George, Alanna, and the rest of he Tortallan embassy seem remarkably okay with the fact that Aly has basically committed treason.
On the same note, aren't they worried at all about the fact that the spy master of the Copper Isles' knows quite a few Tortallan secrets? And quite possibly all the names of the Tortallan espionage system?!
Except Aly didn't commit treason. Her actions in the Copper Isles had nothing to do with Tortall whatsoever; it was all purely internal. And Tortall doesn't exactly have the best history with the Rittevons anyway; remember Josiane? I'll bet Tortall was quite happy to see them get overthrown. As to the second, George pulled all his people out of the Isles as soon as Dove was crowned, and while Aly learned spycraft from her father, he'd be a poor spymaster indeed if his daughter knew all of Tortall's secrets. She knows how to spy, but I doubt she knows that many specifics.
That excuse goes right out the window when Aly chooses to stay on of her own volition to serve Dove after the rebellion, though. And she knows Tortallan codes and a number of Tortallan agents - heck, we're told she helped train some of them! So yeah, while Tortall was undoubtedly thrilled to have the Rittevons overthrown, having the daughter of their own spymaster stay on as spymaster to another nation later ... really shouldn't thrill them. Especially since there's really no guarantee of any sort of alliance between the Isles and Tortall, and Aly's loyalty is very clearly with the Isles over her homeland.

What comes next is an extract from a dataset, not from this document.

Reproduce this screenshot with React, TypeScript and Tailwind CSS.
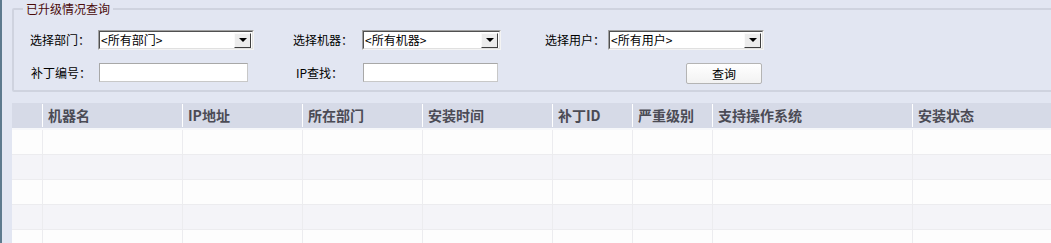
import React from "react";

const font = { fontFamily: '"Noto Sans CJK SC", "Noto Sans", sans-serif' };

function Select({ w, text }: { w: string; text: string }) {
  return (
    <div
      className={`${w} h-[20px] bg-white flex items-center border border-t-[#a0a0a0] border-l-[#a0a0a0] border-b-[#f4f4f4] border-r-[#f4f4f4]`}
    >
      <div className="flex-1 h-full flex items-center border border-t-[#505050] border-l-[#505050] border-b-[#e0e0e0] border-r-[#e0e0e0] pr-[1px]">
        <span className="flex-1 pl-[1px] text-[12px] leading-none text-black whitespace-nowrap">{text}</span>
        <div className="w-[17px] h-[15px] bg-[#ececec] flex items-center justify-center border border-t-[#fafafa] border-l-[#fafafa] border-b-[#404040] border-r-[#404040]">
          <div className="w-0 h-0 border-l-[4px] border-r-[4px] border-t-[4px] border-l-transparent border-r-transparent border-t-black" />
        </div>
      </div>
    </div>
  );
}

function Input({ w }: { w: string }) {
  return <div className={`${w} h-[19px] bg-white border border-[#a8a8a8] border-b-[#c8c8c8] border-r-[#c8c8c8]`} />;
}

const cols = ["", "机器名", "IP地址", "所在部门", "安装时间", "补丁ID", "严重级别", "支持操作系统", "安装状态"];

export default function App() {
  return (
    <div
      className="w-[1051px] h-[243px] bg-[#e2e6f2] border-l-2 border-[#5d7a8e] overflow-hidden"
      style={font}
    >
      <fieldset className="ml-[10px] w-[1045px] border-2 border-[#cfd3df] rounded-[2px] pb-[6px]">
        <legend className="ml-[9px] px-[3px] text-[12px] leading-[18px] text-[#4a0a0a]">已升级情况查询</legend>
        <div className="flex items-center mt-[12px] pl-[16px] text-[12px] text-black">
          <span className="w-[68px]">选择部门：</span>
          <Select w="w-[156px]" text="<所有部门>" />
          <span className="ml-[39px] w-[69px]">选择机器：</span>
          <Select w="w-[139px]" text="<所有机器>" />
          <span className="ml-[44px] w-[63px]">选择用户：</span>
          <Select w="w-[156px]" text="<所有用户>" />
        </div>
        <div className="flex items-start mt-[13px] pl-[16px] text-[12px] text-black">
          <span className="w-[69px] h-[19px] leading-[19px] pl-[1px]">补丁编号：</span>
          <Input w="w-[149px]" />
          <span className="ml-[48px] w-[67px] h-[19px] leading-[19px]">IP查找：</span>
          <Input w="w-[135px]" />
          <button className="ml-[188px] w-[76px] h-[21px] border border-[#b4b4b4] rounded-[2px] bg-gradient-to-b from-white to-[#f2f2f2] text-[12px] leading-none text-black">
            查询
          </button>
        </div>
      </fieldset>
      <div className="ml-[10px] mt-[11px]">
        <div className="grid grid-cols-[30px_140px_120px_120px_130px_80px_80px_200px_1fr] h-[27px] bg-[#d6dae7] border-b-2 border-[#f6f7fa]">
          {cols.map((c, i) => (
            <div
              key={i}
              className={`h-full flex items-center ${i > 0 ? "pl-[5px]" : ""}`}
            >
              {i > 0 && <div className="w-px h-[23px] bg-white mr-[5px] -ml-[5px]" />}
              <span className="text-[14px] font-semibold text-[#4b4b55] whitespace-nowrap">{c}</span>
            </div>
          ))}
        </div>
        {[0, 1, 2, 3, 4].map((r) => (
          <div
            key={r}
            className={`grid grid-cols-[30px_140px_120px_120px_130px_80px_80px_200px_1fr] h-[25px] border-b border-[#ececef] ${
              r % 2 === 0 ? "bg-[#fdfdfd]" : "bg-[#f4f4f8]"
            }`}
          >
            {cols.map((_, i) => (
              <div key={i} className={`h-full ${i > 0 ? "border-l border-[#ececef]" : ""}`} />
            ))}
          </div>
        ))}
      </div>
    </div>
  );
}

Tortall was definitely happy to see the Rittevons overthrown; George sent a big box of unmarked cash to the rebels to further the rebellion. I'm pretty sure they do mention at the end that it is going to be awkward in the future, though (friendly nations still spy on each other; as Vetinari says, that's how they stay friendly), and it's just going to be something they have to deal with.
None of it was initially her choice. Kyprioth brought her to the Isles so she could help play her part in a prophecy she knew nothing about- who's going to argue against a trickster?